_Task goal_
Find how many lines of the listing below include the word "components", then report the number by itself.

+++

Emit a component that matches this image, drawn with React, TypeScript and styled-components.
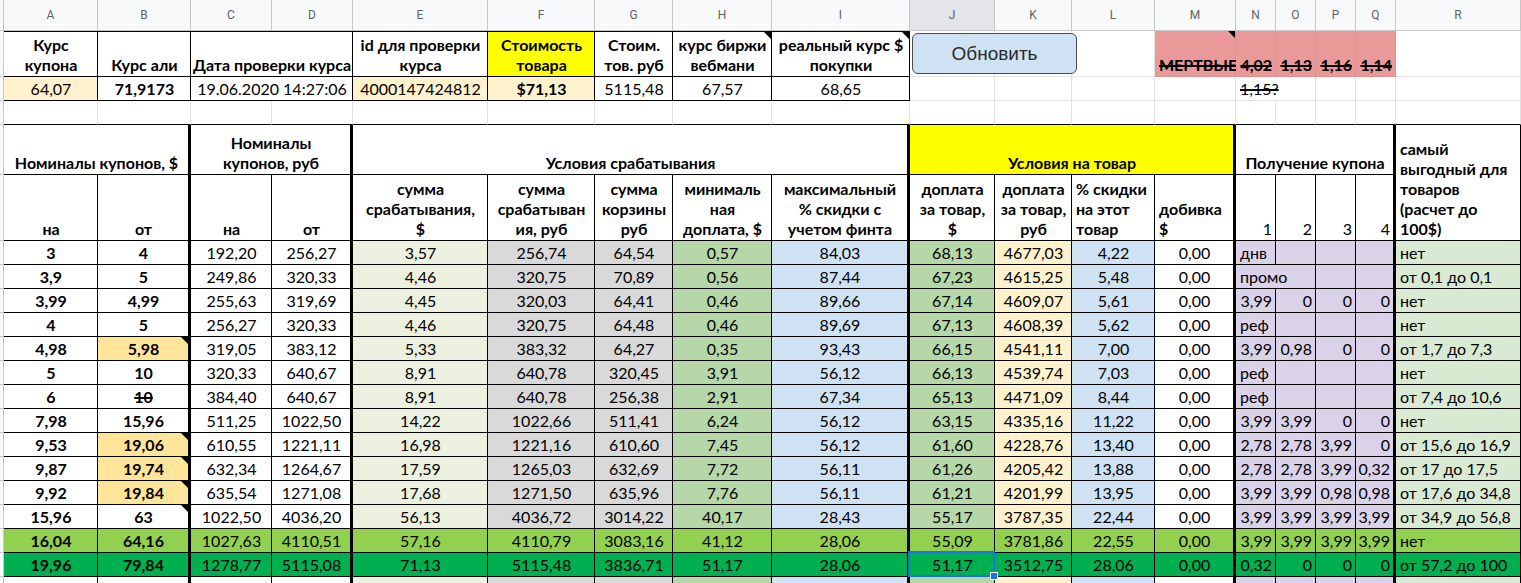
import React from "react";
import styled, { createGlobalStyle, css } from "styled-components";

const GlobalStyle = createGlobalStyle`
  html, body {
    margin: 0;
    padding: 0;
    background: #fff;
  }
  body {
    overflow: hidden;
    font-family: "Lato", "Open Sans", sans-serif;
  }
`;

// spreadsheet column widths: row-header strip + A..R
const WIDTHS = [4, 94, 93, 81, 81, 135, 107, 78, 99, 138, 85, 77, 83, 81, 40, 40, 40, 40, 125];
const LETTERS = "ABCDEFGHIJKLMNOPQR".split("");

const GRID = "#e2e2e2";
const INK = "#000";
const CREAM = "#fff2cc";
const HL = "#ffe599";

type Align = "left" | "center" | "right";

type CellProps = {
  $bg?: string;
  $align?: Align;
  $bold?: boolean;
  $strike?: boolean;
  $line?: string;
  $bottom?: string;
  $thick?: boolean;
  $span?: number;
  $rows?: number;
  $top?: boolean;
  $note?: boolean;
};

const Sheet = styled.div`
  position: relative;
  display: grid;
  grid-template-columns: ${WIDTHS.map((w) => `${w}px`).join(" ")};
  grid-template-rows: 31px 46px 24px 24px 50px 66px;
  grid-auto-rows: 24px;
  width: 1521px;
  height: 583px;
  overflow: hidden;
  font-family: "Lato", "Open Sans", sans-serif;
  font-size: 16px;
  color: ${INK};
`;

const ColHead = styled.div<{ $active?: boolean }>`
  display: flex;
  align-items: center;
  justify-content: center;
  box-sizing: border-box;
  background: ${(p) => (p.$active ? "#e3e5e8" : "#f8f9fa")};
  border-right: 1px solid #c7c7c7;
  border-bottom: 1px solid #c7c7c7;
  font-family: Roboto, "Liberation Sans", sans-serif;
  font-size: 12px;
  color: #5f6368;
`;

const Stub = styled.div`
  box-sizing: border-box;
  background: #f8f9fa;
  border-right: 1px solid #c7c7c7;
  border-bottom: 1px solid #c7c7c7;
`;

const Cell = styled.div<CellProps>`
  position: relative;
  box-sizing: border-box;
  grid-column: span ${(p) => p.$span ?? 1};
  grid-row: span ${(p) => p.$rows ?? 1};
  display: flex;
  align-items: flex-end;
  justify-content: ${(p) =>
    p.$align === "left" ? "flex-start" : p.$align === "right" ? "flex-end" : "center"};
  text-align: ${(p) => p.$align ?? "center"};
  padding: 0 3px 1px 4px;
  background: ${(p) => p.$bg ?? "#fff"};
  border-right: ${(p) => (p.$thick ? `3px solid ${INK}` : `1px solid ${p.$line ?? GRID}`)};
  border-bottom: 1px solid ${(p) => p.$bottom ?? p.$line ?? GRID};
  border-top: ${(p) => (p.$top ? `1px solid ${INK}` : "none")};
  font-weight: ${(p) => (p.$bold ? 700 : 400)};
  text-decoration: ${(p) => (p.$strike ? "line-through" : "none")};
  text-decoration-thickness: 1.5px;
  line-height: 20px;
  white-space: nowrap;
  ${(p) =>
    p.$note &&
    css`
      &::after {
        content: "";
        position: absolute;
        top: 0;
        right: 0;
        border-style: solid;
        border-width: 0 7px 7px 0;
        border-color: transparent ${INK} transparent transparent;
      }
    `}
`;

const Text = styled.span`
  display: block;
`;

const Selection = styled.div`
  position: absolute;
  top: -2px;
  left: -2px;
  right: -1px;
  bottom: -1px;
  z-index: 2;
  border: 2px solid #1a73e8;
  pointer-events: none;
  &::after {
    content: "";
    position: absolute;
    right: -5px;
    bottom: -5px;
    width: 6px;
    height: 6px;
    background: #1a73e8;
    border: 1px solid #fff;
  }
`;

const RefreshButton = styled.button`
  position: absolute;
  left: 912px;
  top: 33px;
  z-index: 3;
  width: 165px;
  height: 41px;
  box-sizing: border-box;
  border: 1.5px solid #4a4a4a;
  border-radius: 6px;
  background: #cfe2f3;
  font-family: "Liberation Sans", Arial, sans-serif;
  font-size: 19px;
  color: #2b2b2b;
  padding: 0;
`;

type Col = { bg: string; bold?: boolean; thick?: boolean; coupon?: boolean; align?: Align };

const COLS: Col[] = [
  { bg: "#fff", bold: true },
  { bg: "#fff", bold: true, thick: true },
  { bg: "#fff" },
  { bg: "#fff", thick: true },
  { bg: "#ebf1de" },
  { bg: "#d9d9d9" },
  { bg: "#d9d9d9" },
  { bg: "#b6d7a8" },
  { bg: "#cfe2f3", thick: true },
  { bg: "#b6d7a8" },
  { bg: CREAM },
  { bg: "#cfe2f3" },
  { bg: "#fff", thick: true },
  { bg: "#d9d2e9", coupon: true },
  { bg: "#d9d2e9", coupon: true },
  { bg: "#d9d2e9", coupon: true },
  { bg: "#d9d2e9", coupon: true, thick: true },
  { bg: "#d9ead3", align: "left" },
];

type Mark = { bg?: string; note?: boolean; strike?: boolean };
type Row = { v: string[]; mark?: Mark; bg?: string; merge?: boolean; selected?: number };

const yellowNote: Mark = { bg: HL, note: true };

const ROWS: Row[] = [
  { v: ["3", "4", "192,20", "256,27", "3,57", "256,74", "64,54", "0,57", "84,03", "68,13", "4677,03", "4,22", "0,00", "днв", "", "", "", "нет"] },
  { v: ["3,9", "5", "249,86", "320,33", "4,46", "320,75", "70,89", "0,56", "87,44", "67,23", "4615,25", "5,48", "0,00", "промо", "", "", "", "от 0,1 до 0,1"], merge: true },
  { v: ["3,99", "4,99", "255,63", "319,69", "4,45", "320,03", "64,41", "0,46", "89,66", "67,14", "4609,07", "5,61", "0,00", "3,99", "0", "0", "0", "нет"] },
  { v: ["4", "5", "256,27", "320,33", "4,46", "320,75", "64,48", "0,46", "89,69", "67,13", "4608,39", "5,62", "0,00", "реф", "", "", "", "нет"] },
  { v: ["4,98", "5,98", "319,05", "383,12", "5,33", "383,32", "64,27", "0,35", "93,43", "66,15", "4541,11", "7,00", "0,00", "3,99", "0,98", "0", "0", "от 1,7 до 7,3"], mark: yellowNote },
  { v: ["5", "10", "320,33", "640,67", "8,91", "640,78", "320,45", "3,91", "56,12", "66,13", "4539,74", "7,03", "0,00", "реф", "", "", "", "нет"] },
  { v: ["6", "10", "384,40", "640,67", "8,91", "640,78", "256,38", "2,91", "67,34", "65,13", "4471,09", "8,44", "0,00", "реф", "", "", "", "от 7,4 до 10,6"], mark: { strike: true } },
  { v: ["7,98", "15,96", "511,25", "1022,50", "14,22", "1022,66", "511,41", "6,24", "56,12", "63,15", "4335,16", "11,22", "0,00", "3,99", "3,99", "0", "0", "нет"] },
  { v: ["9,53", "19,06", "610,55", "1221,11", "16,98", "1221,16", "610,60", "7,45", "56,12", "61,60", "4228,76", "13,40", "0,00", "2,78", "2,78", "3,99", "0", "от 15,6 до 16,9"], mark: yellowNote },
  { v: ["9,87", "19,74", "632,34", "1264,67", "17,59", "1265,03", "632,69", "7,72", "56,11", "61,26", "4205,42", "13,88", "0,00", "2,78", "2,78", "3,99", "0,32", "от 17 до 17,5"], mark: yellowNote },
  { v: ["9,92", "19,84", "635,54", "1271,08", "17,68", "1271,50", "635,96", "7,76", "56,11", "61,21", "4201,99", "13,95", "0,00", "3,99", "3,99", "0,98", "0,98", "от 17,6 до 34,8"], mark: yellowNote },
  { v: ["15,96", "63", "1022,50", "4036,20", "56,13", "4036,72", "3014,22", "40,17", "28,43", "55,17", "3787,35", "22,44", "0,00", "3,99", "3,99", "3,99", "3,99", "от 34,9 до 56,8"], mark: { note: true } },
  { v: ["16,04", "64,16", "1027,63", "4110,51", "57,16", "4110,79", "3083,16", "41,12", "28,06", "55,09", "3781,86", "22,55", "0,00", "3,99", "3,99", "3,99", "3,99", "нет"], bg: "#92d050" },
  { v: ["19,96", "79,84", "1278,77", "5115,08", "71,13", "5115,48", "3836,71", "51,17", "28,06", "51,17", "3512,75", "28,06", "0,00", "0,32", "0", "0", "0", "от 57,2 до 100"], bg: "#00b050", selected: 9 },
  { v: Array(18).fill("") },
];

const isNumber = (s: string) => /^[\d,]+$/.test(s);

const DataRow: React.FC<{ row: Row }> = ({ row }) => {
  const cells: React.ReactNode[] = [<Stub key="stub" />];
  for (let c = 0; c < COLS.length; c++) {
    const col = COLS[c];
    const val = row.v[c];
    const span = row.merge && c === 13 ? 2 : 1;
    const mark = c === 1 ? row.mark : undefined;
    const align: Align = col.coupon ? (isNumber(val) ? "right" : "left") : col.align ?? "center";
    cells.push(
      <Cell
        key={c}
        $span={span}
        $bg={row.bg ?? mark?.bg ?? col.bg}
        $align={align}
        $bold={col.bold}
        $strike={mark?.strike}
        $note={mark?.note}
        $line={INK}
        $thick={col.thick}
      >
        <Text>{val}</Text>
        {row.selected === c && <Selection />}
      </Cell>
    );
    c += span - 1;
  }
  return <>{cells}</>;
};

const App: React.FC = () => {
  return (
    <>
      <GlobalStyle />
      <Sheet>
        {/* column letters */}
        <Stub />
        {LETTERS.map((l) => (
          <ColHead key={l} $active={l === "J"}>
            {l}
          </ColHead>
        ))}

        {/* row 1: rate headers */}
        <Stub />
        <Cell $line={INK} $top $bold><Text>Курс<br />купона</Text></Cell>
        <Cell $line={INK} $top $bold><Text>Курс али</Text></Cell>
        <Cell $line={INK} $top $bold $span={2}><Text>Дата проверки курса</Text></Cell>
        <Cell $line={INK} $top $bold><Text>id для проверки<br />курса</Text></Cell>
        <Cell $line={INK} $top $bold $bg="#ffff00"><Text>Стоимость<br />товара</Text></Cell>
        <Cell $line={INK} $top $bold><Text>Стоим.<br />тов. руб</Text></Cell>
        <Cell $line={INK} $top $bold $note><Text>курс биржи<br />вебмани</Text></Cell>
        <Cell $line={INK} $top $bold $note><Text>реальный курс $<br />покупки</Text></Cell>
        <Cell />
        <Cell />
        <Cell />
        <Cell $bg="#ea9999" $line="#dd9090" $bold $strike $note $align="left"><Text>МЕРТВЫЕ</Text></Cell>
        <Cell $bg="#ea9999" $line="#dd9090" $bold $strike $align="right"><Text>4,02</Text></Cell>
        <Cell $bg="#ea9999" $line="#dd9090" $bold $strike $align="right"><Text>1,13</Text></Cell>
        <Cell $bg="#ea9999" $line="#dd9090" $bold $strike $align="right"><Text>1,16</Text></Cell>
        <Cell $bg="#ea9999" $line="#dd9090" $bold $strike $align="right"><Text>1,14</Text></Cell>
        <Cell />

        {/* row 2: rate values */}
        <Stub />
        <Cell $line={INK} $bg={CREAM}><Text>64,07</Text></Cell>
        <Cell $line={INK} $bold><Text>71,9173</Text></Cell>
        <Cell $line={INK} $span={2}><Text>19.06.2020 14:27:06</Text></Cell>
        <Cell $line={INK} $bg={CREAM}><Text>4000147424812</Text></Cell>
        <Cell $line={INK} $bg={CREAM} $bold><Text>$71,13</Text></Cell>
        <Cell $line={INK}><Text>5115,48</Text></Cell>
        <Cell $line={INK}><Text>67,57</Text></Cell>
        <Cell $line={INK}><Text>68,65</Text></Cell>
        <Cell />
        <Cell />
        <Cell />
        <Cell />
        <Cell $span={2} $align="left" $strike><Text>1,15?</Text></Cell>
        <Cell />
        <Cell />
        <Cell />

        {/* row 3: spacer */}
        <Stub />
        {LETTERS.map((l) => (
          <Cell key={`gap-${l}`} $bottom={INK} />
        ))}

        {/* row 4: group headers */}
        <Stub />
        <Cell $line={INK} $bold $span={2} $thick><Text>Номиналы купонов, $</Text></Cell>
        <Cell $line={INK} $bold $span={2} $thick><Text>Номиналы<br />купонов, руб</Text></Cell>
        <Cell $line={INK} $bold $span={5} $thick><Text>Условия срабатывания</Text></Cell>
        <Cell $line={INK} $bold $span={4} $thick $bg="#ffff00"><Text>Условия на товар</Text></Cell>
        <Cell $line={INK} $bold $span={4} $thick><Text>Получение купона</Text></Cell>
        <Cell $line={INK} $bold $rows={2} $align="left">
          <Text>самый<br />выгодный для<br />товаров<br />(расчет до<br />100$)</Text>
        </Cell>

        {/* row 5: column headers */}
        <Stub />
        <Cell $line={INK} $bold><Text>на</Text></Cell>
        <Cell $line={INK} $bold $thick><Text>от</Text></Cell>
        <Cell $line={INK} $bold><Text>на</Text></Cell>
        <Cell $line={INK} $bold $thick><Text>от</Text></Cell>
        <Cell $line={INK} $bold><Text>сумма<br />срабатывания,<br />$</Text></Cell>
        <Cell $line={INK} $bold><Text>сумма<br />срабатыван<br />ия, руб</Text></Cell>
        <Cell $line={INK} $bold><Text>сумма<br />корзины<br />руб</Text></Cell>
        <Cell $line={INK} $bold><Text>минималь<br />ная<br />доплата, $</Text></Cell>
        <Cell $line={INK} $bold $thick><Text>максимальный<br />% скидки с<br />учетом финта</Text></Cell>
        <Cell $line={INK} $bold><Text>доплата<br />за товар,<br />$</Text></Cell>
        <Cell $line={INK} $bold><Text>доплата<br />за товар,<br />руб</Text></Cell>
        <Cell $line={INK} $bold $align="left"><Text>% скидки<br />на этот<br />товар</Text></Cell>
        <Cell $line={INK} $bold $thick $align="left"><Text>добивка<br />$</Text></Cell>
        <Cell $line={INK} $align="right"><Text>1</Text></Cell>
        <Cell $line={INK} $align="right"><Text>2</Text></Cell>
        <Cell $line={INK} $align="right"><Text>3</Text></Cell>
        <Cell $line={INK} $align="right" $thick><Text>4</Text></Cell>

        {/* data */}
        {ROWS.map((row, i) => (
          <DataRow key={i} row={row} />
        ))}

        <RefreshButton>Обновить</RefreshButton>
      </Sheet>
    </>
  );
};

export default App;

+++

_Exercise response_
2